Anyone who’s been at home with small children for more than a few days in a row knows the truth–it’s boring as hell. Despite the popular cultural myth that parenthood (especially motherhood) is an all encompassing blissfest, it actually is sheer drudgery most of the time. Some of this mythos has fortunately been dispelled by mommy bloggers who tell it like it is, but the fact remains–many new moms and dads who stay at home with their kids are shocked at how boring and isolating it can be.
This is where a new urbanist neighborhood comes in handy. Getting kids loaded and unloaded into a car (especially if you have more than one) is a pain in the ass, but if you live in most of suburbia, you have to do this ulcer inducing act multiple times a day because you can’t walk to anything. In a new urbanist neighborhood, you can toss the kids in a stroller, and walk outside to get a cup of coffee, or buy flowers, or just get outside around other people so you don’t feel so isolated. Or you can walk easily to a pocket park and let the kids run around or dig in the dirt, greeting neighbors along the way.
Once the kids get a little older, they can have some freedom kids in a sprawldivision don’t have–they don’t have to rely on mom and dad taxi service to get somewhere interesting. Older kids in Bradburn can easily walk to get ice cream, to 10 different parks, to school, to stores to buy candy and other sundries. In an isolated subdivision, kids can’t get anywhere on their own–it’s too dangerous because the place is designed for people in cars, not on foot or bicycles. They can’t get anywhere except another street of endless similar beige houses, this deprives them of the ability to develop some independence and skills they will need as an adult.

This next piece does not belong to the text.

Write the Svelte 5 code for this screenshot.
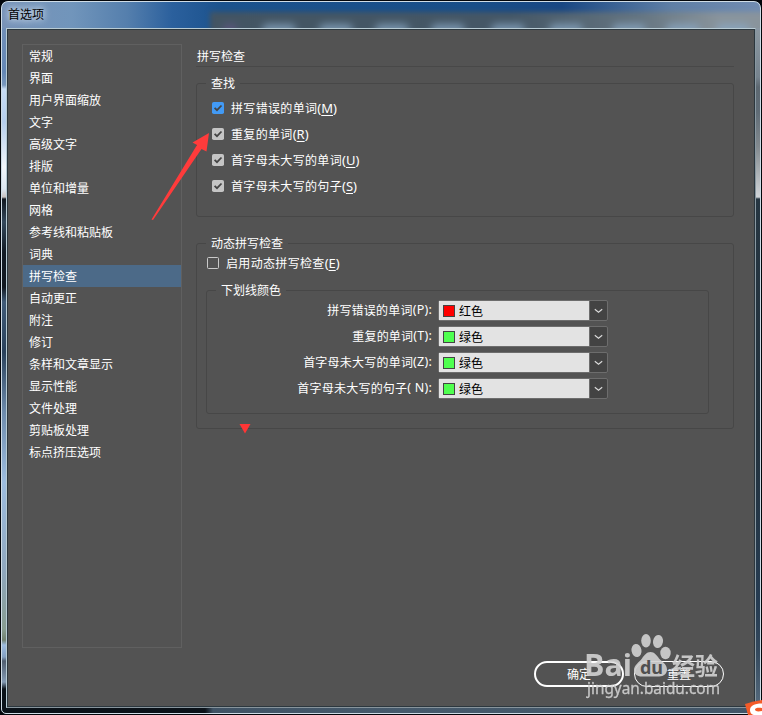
<script>
  const categories = ['常规', '界面', '用户界面缩放', '文字', '高级文字', '排版', '单位和增量', '网格', '参考线和粘贴板', '词典', '拼写检查', '自动更正', '附注', '修订', '条样和文章显示', '显示性能', '文件处理', '剪贴板处理', '标点挤压选项'];
  let selected = $state('拼写检查');
  const checks = [
    { label: '拼写错误的单词', key: 'M', focus: true },
    { label: '重复的单词', key: 'R' },
    { label: '首字母未大写的单词', key: 'U' },
    { label: '首字母未大写的句子', key: 'S' }
  ];
  const colors = [
    { label: '拼写错误的单词', key: '(P):', name: '红色', value: '#ff0000' },
    { label: '重复的单词', key: '(T):', name: '绿色', value: '#4fff4f' },
    { label: '首字母未大写的单词', key: '(Z):', name: '绿色', value: '#4fff4f' },
    { label: '首字母未大写的句子', key: '( N):', name: '绿色', value: '#4fff4f' }
  ];
  const blurs = [58, 115, 171, 227, 287, 345, 408, 462, 512];
</script>

<div class="window">
  <div class="edge left"></div>
  <div class="edge right"></div>
  <div class="bottom"></div>
  <header>
    <div class="behind">
      <i class="purple"></i>
      {#each blurs as x}<i style="left:{x - 6}px"></i>{/each}
    </div>
    <span>首选项</span>
  </header>
  <main>
    <nav>
      {#each categories as c}
        <button class:active={c === selected} onclick={() => (selected = c)}>{c}</button>
      {/each}
    </nav>
    <section class="page">
      <h1>拼写检查</h1>
      <div class="group find">
        <span class="legend">查找</span>
        {#each checks as c}
          <label class="check">
            <svg width="12" height="12" viewBox="0 0 12 12"><rect width="12" height="12" rx="1.8" fill={c.focus ? '#429af5' : '#c5c5c5'} /><path d="M2.600 5.800 5 8.200 9.500 3.500" fill="none" stroke="#444" stroke-width="1.8" /></svg>
            <span class="wide">{c.label}</span><span class="key">(<u>{c.key}</u>)</span>
          </label>
        {/each}
      </div>
      <div class="group dynamic">
        <span class="legend">动态拼写检查</span>
        <label class="check enable">
          <svg width="12" height="12" viewBox="0 0 12 12"><rect x=".5" y=".5" width="11" height="11" rx="1" fill="none" stroke="#cacaca" /></svg>
          <span class="wide">启用动态拼写检查</span><span class="key">(<u>E</u>)</span>
        </label>
        <div class="group underline">
          <span class="legend">下划线颜色</span>
          {#each colors as c}
            <div class="row">
              <div class="name"><span>{c.label}</span><span class="key">{c.key}</span></div>
              <div class="select">
                <div class="value"><i style="background:{c.value}"></i>{c.name}</div>
                <div class="drop"><svg width="9" height="6" viewBox="0 0 9 6"><path d="M.8 1.2 4.5 4.2 8.2 1.2" fill="none" stroke="#ddd" stroke-width="1.1" /></svg></div>
              </div>
            </div>
          {/each}
        </div>
      </div>
      <footer>
        <button class="ok">确定</button>
        <button>重置</button>
      </footer>
    </section>
  </main>
  <svg class="overlay" width="762" height="715" viewBox="0 0 762 715">
    <path d="M209 133 192.500 142.500 197 145 151.500 219.500 153 220 201.500 149 206.500 151.500Z" fill="#ff3b3b" />
    <path d="M239.500 424H250.500L245 433.500Z" fill="#ff3535" />
    <g fill="#d2d2d2" opacity=".9">
      <ellipse cx="636.500" cy="650.500" rx="5" ry="6.500" transform="rotate(-10 636.500 650.500)" />
      <ellipse cx="646" cy="640.800" rx="4.800" ry="6.800" />
      <ellipse cx="658" cy="641.500" rx="5" ry="6.500" transform="rotate(10 658 641.500)" />
      <ellipse cx="665.500" cy="653" rx="5.200" ry="6.200" />
      <path d="M650.500 652c-4 0-6.500 3.500-8.500 6.500-3 4-8 6.500-8 11.500 0 4 3 6.500 8 6.500h17c5 0 8-3 8-7 0-5-5-8-8-11-2-3-4.500-6.500-8.500-6.500Z" />
      <text x="584" y="675.500" font-family="Open Sans" font-size="31" font-weight="bold" textLength="48" lengthAdjust="spacingAndGlyphs">Bai</text>
      <text x="672" y="674.500" font-size="24" font-weight="bold" textLength="46" lengthAdjust="spacingAndGlyphs">经验</text>
      <text x="587" y="694" font-size="16" textLength="133" lengthAdjust="spacingAndGlyphs" stroke="#d2d2d2" stroke-width=".3">jingyan.baidu.com</text>
    </g>
    <text x="640" y="673.500" font-size="18" fill="#505050" font-weight="bold" textLength="23" lengthAdjust="spacingAndGlyphs">du</text>
    <path d="M745 704Q754 701 762 700V715H748Z" fill="#f45b28" />
    <path d="M762 703.500C754 703.500 750 706 750 710 750 713 752 715 755 715H762V711C757 712 755 711 755 709.500 755 708 758 707.500 762 708Z" fill="#fff" />
  </svg>
</div>

<style>
  :global(body) { margin: 0; background: #03060b; }
  .window {
    box-sizing: border-box; position: relative; width: 762px; height: 715px;
    padding: 2px 7px 7px 7px; overflow: hidden; background: #0b151e;
    font: 12px/16px "Noto Sans CJK SC", sans-serif; color: #fff;
  }
  .window::before {
    content: ""; position: absolute; z-index: 3; inset: 1px 1px 1px 1px; border: 1px solid #cfdce6;
    border-radius: 7px 7px 5px 5px; box-shadow: 0 0 0 8px #03060b; pointer-events: none;
  }
  .edge { position: absolute; top: 2px; bottom: 7px; width: 5px; }
  .left { left: 2px; background: linear-gradient(#7894ba 0, #6487b5 70px, #7998bd 83px, #c7dcf4 87px, #b6cfee 120px, #f2f6fb 165px, #dce7f2 187px, #c8c2c0 195px, #10171f 197px, #34485b 220px, #121b25 250px, #111820 285px, #405b78 300px, #29415b 350px, #6d8bac 410px, #9dbde0 480px, #8fa7bd 570px, #879c91 627px, #718170 638px, #9dbce1 643px, #839fc0 655px, #505e70 659px, #849bb4 680px, #0a1219 687px); }
  .right { right: 2px; background: linear-gradient(#7891b3, #8a969f 30px, #76838e 75px, #5d6871 85px, #606c76 110px, #838a8f 145px, #d1d5d9 195px, #263642 197px, #23323d 430px, #263c52 600px, #34495d 650px, #53687b 700px); }
  .bottom { position: absolute; left: 2px; right: 2px; bottom: 2px; height: 6px; background: linear-gradient(90deg, #0b1219 203px, #405365 211px, #465a6c 400px, #425567); }
  header {
    position: relative; height: 26px; margin: 0 -5px; overflow: hidden;
    background: linear-gradient(90deg, #7893b8, #7195bb 70px, #557fad 125px, #2b609d 170px, #1b528d 220px, #194e88 470px, #194783 560px, #5f7fa6 670px, #718cb1);
  }
  header span { position: absolute; left: 6px; top: 4px; color: #000; text-shadow: 0 0 6px #dbe7f3, 0 0 9px #dbe7f3; }
  .behind { position: absolute; left: 208px; right: -8px; top: 10px; height: 24px; background: linear-gradient(90deg, #435563 0, #455766 300px, #657581 430px, #89949c 510px); filter: blur(2.500px); }
  .behind i { position: absolute; top: 12px; width: 34px; height: 11px; border-radius: 8px; background: #8aa9c6; opacity: .75; filter: blur(3px); }
  .behind .purple { left: 13px; width: 14px; background: #655589; opacity: .7; }
  main {
    position: relative; box-sizing: border-box; display: flex; height: 680px; margin: 0 -1px;
    padding: 15px 19px 0 14px; background: #535353; border: 1px solid #b8cbd4;
    border-right-color: #8998a1; border-bottom-color: #87949c; box-shadow: inset 0 0 0 1px #2c373e;
  }
  nav { box-sizing: border-box; width: 160px; height: 604px; margin-left: 1px; border: 1px solid #606060; flex: none; }
  button { font: inherit; color: inherit; background: none; border: 0; padding: 0; }
  nav button { display: block; width: 100%; height: 22px; padding-left: 6px; text-align: left; }
  .active { background: #4c6a88; }
  .page { display: flex; flex-direction: column; width: 538px; margin-left: 14px; }
  h1 { box-sizing: border-box; height: 23px; margin: 0; padding: 4px 0 0 1px; font: inherit; border-bottom: 1px solid #484848; }
  .group { position: relative; box-sizing: border-box; border: 1px solid #474747; border-radius: 3px; }
  .legend { position: absolute; left: 9px; top: -9px; padding: 0 5px; background: #535353; }
  .find { height: 134px; margin-top: 16px; padding: 11px 0 0 15px; }
  .check { display: flex; align-items: center; height: 26px; }
  .check svg { margin-right: 7px; }
  .wide { letter-spacing: .330px; }
  .key { font-family: "Noto Sans", "Noto Sans CJK SC", sans-serif; font-size: 12.500px; }
  .check .key { font-size: 13px; }
  u { text-underline-offset: 2px; text-decoration-thickness: 1px; }
  .name { letter-spacing: .22px; }
  .dynamic { height: 186px; margin-top: 26px; padding: 7px 0 0 9px; }
  .enable { padding-left: 1px; height: 24px; }
  .underline { width: 503px; height: 124px; margin-top: 15px; padding-top: 9px; }
  .row { display: flex; height: 21px; margin-bottom: 5px; }
  .name { display: flex; justify-content: flex-end; width: 225px; padding-top: 2px; margin-right: 6px; }
  .select { box-sizing: border-box; display: flex; width: 170px; height: 21px; border: 1px solid #6d6d6d; border-radius: 2px; background: #434343; }
  .value { display: flex; align-items: center; width: 150px; color: #000; background: #e3e3e3; }
  .value i { box-sizing: border-box; width: 12px; height: 12px; border: 1px solid #444; margin: 0 4px; }
  .drop { display: flex; flex: 1; align-items: center; justify-content: center; border-left: 1px solid #6d6d6d; }
  footer { display: flex; gap: 10px; margin: 232px 0 0 338px; }
  footer button { box-sizing: border-box; width: 90px; height: 26px; border: 1px solid #fff; border-radius: 13px; flex: none; }
  footer .ok { border-width: 2px; }
  .overlay { position: absolute; z-index: 4; inset: 0; pointer-events: none; font-family: "Noto Sans", "Noto Sans CJK SC", sans-serif; }
</style>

Now, there is a caveat the this. New urbanist neighborhoods are perfect for families IF they contain single family homes. This isn’t to say that families can’t live happily in townhomes or condos, but the fact is most couples with kids want a single family detatched home with a yard (even a small yard)–the majority of construction in the U.S. housing market is single family homes for a reason: demand. Many new urbanist neighborhoods contain single family homes, but I’ve noticed lately that many new ones coming up–especially transit oriented developments–have only townhomes and condos, no single family. While the market needs these too, there should be a balance between these and new urbanist developments that offer single family homes–believe me, people will buy them, and once they experience how great it is living in a new urbanist neighborhood with kids, they won’t ever go back to a sprawldivision.